I see no shame in "saying it out loud" - Weve got tools and maths and theory that we can use to create amazing EM instruments, and we have physics underpinning these - But there are still questions and disagreements and (to me anyway) stuff way beyond my ability to understand ..

All I am reasonably sure of is that one could transmit a HF Radio signal which doesn't require any ground 'reference' and encode a lower frequency signal which could be ground referenced and could couple electrically (capacitively) to a 'capacitive' receiver...

But just thinking about it .... the transmitter (player) could be a problem - How does one separate the dipoles? - if the players body is electrically connected to one 'plate' one would need the other plate to couple to some common 'node' - ie, ground.. Or is it possible to wirelessly extend some facsimile of the capacitive circuit some other way... Headache! ....

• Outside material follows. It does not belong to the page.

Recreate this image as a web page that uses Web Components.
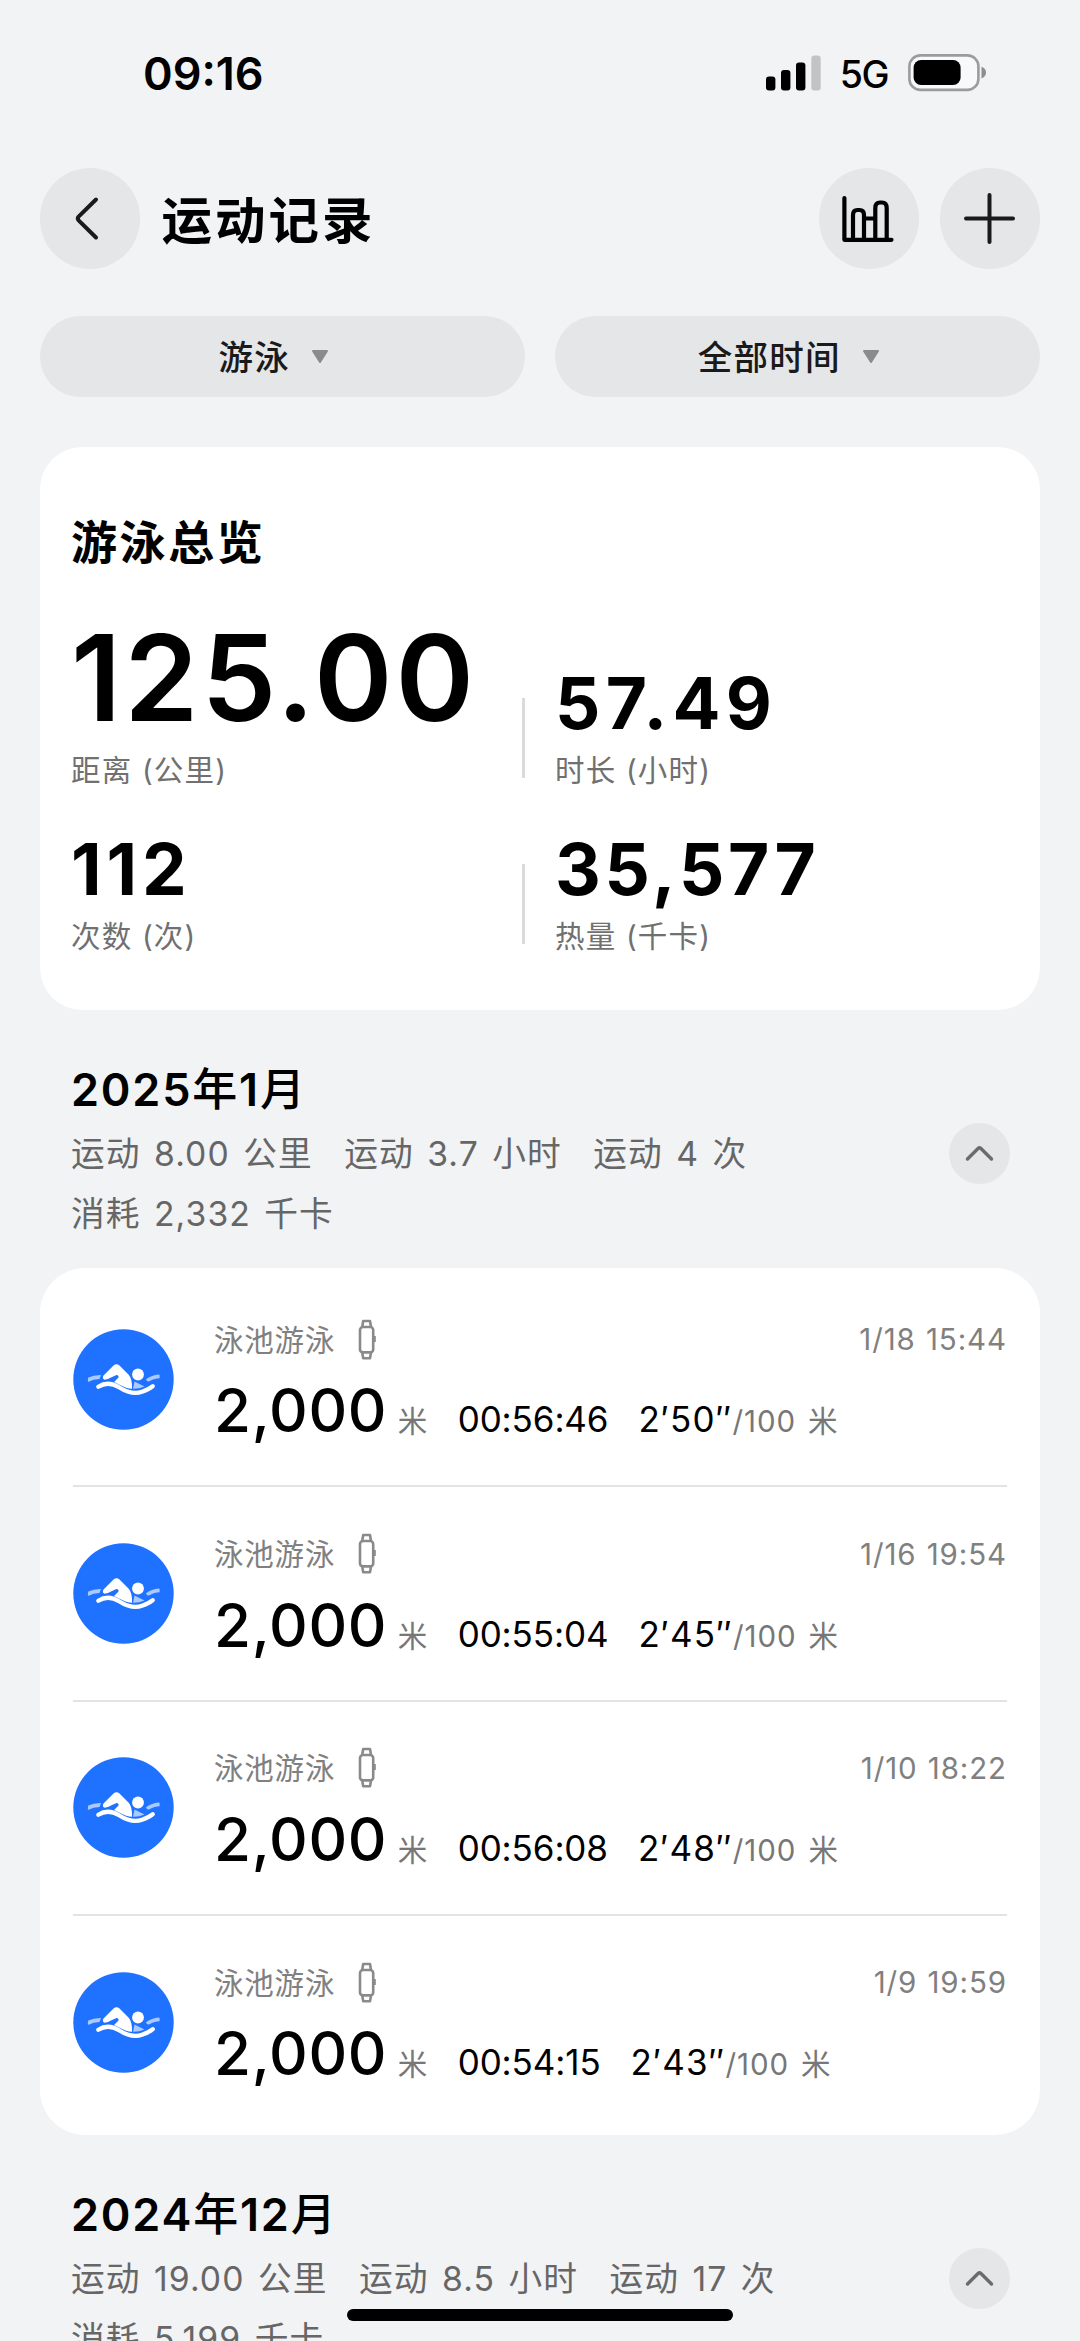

I don't think 'my' idea will work! - You would need a ground plate on the sole of the shoe, or some other means to separately couple to a common "ground" - and would thereby re-introduce all the problems this scheme endeavors to eliminate..

Nah!  - needs a wire! ... Silver "space blanket" jacket with clear insulated covering, and a high flexibility wire connected to it.. perhaps magnetically stuck to the jacket so it detaches and doesn't cause accidents, LOL.. Good coupling to the player, closed circuit, everything's fine! ;-)

Fred.

I know nothing about this.. but am I thinking this all wrong - ? - What if the player was actually transmitting high frequency "radio" (EM) and one wasnt using capacitance.. Say 250MHz (wavelength 1.2 meters) or some spread spectrum signal in this sort of range - The transmitter gets this from a far higher 'master' perhaps in the GHz, this 'master' is received by the theremin as well... With a wavelength of this order, would it be possible to detect proximity by means of phase?